◆ Exercise
Exactly as written, set down the lines from the top of the entries through the line bearing "import React from 'react';", with every picture left out.

____

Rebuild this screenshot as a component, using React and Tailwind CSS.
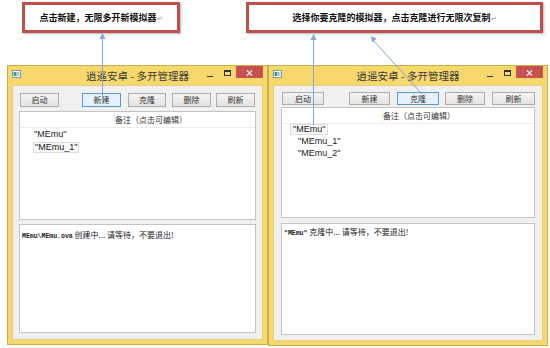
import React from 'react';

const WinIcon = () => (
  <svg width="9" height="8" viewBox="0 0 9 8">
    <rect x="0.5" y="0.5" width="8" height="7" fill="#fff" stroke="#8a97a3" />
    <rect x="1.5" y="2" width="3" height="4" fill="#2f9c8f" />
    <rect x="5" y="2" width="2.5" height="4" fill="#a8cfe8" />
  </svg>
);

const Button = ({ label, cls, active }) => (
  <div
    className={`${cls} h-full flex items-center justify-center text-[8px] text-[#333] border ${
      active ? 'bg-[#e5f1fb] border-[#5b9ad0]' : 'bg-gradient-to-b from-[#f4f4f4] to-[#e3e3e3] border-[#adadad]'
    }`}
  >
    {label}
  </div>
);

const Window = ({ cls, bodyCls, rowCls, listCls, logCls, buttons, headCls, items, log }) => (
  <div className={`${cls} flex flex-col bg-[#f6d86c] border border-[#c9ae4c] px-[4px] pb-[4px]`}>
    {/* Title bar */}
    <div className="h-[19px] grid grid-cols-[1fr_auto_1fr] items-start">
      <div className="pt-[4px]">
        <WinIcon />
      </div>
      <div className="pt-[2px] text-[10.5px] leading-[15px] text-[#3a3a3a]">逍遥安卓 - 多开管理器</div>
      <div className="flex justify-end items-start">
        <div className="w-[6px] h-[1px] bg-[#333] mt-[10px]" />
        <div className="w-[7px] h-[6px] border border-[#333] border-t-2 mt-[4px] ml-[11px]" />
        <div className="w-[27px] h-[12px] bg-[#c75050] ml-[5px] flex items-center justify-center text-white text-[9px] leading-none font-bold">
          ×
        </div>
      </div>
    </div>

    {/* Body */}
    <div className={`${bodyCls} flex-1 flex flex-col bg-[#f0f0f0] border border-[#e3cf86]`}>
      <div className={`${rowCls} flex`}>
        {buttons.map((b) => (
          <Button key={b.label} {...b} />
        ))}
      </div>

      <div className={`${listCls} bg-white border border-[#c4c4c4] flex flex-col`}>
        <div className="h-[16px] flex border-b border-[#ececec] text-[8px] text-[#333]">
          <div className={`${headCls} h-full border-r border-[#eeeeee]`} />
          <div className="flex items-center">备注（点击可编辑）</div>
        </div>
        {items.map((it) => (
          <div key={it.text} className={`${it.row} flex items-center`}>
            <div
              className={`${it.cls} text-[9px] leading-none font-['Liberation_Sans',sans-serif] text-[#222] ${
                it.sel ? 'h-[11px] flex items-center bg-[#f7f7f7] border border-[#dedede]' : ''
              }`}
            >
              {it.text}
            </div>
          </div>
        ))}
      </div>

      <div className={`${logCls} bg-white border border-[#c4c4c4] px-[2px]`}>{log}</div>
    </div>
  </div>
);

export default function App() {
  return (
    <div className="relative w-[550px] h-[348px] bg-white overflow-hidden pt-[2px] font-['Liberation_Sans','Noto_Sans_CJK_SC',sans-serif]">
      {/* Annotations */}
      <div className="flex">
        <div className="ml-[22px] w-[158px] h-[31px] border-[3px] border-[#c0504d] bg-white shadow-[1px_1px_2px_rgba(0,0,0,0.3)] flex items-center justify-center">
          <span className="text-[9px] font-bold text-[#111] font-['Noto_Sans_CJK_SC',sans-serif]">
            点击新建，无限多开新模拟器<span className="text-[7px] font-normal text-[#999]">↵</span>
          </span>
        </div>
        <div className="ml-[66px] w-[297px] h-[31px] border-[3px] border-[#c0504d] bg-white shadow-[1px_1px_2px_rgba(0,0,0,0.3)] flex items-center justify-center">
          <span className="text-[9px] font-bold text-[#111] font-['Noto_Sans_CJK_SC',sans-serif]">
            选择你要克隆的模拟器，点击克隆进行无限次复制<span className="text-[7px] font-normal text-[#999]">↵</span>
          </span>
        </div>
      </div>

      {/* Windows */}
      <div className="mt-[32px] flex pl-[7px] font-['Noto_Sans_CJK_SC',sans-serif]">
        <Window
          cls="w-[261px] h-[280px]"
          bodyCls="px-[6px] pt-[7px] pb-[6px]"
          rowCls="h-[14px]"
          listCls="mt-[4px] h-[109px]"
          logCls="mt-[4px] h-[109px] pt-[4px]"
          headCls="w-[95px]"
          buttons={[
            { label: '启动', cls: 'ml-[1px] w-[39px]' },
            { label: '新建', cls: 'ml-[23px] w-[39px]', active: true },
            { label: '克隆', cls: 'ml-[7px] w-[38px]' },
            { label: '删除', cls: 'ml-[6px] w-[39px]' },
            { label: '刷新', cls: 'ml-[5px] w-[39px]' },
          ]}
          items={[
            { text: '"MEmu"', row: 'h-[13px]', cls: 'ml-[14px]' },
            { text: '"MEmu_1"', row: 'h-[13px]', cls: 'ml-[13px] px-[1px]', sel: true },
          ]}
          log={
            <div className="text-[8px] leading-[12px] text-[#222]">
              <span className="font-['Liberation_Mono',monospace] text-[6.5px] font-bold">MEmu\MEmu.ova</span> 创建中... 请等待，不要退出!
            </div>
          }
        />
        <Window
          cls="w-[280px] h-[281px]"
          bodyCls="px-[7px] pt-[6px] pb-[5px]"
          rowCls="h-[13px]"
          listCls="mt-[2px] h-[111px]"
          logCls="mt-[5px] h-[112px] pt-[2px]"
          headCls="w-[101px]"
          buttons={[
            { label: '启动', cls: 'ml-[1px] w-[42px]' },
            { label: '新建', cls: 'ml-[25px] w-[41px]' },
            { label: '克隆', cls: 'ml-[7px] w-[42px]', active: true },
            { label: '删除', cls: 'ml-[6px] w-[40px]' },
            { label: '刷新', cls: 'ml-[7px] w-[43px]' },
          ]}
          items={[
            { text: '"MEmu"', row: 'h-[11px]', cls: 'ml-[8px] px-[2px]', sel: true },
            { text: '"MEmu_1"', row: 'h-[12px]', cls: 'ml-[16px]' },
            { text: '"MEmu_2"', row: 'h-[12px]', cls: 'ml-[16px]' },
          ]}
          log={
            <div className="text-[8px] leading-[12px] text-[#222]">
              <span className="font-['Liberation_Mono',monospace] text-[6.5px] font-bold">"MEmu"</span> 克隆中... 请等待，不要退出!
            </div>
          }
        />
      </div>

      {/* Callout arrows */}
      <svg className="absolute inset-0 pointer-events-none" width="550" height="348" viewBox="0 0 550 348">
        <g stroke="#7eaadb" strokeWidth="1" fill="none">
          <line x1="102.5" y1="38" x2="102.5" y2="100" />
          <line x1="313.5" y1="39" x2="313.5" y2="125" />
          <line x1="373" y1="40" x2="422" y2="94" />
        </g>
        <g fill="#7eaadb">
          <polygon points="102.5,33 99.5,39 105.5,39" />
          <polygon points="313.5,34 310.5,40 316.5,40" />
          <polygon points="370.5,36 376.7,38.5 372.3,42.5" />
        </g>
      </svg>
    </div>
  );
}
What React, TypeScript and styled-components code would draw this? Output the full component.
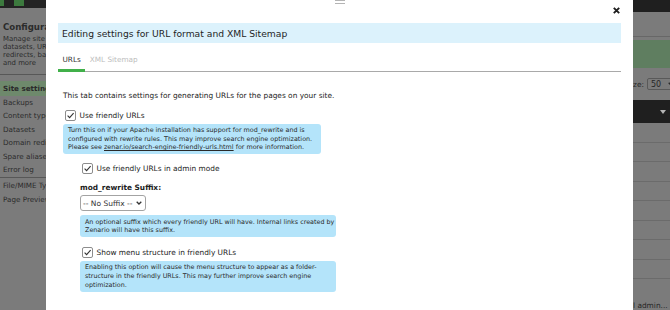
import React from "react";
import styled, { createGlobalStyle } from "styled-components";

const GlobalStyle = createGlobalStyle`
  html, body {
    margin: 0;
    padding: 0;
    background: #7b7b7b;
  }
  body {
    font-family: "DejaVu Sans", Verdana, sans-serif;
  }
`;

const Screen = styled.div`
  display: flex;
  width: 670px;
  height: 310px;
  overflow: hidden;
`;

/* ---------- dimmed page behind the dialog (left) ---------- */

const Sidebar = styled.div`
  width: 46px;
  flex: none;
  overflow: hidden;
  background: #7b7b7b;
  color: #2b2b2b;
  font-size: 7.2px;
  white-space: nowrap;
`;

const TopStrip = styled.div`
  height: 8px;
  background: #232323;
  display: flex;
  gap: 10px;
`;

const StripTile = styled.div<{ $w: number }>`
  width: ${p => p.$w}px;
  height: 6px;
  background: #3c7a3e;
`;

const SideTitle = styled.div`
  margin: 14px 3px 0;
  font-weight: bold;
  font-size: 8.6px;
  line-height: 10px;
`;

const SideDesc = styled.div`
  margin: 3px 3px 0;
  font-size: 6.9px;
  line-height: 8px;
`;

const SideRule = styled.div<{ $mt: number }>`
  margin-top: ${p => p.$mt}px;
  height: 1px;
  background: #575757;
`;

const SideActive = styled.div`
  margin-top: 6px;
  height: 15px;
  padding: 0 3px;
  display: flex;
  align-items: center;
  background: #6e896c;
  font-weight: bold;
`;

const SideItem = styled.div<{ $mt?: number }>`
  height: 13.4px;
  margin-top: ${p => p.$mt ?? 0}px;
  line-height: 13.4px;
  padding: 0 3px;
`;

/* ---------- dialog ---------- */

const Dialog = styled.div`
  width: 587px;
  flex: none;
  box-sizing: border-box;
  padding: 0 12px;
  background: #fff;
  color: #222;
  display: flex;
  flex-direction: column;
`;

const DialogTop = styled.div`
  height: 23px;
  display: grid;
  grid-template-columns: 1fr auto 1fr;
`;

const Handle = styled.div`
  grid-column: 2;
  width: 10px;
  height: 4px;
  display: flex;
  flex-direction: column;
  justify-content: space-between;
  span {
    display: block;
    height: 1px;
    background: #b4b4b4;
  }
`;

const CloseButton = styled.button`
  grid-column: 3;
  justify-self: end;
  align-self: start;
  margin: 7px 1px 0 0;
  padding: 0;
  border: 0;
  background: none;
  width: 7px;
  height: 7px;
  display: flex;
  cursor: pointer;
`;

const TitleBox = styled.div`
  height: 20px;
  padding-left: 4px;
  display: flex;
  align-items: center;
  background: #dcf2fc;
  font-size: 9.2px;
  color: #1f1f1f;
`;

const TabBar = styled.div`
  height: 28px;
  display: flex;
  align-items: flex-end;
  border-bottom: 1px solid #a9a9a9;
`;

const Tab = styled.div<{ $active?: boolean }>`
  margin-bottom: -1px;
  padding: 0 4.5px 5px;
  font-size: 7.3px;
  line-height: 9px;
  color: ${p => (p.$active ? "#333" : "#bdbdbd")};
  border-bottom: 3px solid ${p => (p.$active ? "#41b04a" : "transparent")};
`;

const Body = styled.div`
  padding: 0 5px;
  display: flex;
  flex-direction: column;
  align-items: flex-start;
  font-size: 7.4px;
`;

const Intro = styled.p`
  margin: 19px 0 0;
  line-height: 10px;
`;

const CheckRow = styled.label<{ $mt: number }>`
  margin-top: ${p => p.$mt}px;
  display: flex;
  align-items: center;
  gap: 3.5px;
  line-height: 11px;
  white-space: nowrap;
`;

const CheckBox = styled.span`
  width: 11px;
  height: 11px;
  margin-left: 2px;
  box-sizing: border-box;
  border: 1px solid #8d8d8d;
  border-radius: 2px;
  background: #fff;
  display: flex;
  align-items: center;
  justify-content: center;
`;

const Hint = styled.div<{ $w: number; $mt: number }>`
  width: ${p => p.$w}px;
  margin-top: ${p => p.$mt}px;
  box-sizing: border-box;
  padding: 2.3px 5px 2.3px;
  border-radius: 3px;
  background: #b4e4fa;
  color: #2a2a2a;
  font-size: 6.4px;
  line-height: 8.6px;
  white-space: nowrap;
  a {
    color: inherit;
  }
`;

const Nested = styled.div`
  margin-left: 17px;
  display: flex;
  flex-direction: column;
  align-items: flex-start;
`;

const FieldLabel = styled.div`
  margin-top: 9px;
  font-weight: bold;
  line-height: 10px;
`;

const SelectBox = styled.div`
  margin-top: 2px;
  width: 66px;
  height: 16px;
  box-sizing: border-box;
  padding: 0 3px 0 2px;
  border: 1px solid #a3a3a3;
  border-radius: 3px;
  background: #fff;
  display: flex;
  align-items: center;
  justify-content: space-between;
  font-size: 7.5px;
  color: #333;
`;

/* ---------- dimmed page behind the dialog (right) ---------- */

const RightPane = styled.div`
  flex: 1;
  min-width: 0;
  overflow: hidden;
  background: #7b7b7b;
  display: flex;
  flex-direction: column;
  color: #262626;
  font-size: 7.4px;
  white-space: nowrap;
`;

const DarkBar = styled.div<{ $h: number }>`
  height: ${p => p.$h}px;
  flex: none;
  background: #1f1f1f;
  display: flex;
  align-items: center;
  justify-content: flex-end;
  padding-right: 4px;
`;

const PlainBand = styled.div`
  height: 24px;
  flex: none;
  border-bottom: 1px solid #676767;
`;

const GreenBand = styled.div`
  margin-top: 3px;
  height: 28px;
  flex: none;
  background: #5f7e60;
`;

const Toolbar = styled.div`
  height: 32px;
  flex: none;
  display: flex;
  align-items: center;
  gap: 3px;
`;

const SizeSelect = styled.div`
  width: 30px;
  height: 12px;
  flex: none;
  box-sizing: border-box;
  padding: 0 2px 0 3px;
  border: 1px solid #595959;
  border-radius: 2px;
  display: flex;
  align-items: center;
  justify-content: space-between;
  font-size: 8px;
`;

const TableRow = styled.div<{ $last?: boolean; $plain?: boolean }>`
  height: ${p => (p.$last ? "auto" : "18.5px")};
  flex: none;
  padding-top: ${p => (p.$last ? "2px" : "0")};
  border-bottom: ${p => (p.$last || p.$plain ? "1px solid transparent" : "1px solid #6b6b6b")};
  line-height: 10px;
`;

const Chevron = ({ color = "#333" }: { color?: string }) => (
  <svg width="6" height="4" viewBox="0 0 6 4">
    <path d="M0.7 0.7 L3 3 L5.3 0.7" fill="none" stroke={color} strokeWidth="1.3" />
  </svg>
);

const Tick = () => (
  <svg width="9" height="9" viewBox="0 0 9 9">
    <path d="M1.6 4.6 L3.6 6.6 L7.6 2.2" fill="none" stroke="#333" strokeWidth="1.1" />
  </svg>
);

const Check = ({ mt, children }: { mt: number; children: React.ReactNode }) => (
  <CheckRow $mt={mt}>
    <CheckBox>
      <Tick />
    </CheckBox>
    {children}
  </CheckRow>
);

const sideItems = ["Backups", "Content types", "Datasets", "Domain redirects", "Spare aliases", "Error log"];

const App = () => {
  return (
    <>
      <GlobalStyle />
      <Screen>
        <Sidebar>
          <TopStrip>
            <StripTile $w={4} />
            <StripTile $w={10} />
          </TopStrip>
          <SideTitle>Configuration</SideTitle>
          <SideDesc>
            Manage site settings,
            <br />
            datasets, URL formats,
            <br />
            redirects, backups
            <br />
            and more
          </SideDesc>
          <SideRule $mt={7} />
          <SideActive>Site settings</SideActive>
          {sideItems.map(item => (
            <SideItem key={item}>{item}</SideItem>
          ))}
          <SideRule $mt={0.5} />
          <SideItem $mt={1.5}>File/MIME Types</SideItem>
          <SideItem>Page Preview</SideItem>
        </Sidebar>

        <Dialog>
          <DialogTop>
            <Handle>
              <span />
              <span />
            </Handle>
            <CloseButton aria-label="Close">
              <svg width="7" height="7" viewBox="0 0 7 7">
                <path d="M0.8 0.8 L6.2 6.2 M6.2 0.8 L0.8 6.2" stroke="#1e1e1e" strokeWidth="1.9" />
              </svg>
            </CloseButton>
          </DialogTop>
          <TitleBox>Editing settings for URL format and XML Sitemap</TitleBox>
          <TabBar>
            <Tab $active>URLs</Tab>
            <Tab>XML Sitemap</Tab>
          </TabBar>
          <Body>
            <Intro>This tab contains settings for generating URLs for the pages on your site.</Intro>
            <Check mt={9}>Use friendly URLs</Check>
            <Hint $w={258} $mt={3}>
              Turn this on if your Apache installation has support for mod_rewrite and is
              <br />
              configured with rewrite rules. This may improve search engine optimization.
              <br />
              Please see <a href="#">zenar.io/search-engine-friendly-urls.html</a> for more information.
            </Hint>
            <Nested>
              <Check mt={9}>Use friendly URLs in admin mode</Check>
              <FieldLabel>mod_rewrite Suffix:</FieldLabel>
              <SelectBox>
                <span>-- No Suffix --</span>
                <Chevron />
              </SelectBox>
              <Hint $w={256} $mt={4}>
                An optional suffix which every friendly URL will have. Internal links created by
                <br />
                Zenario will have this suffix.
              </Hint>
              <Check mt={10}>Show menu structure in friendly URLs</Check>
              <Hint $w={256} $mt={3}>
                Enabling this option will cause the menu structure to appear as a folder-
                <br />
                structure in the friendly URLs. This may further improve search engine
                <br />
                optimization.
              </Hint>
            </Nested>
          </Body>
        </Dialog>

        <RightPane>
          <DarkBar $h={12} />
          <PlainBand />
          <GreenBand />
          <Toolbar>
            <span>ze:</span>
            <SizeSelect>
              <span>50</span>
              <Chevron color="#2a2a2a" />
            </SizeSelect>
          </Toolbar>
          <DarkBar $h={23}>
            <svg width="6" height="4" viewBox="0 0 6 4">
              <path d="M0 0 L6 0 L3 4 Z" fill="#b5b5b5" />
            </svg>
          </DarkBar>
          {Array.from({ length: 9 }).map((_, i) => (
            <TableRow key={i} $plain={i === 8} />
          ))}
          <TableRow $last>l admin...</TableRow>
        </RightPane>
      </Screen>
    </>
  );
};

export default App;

____

◆ Task output
Rebuild this screenshot as a component, using React and Tailwind CSS.
import React from 'react';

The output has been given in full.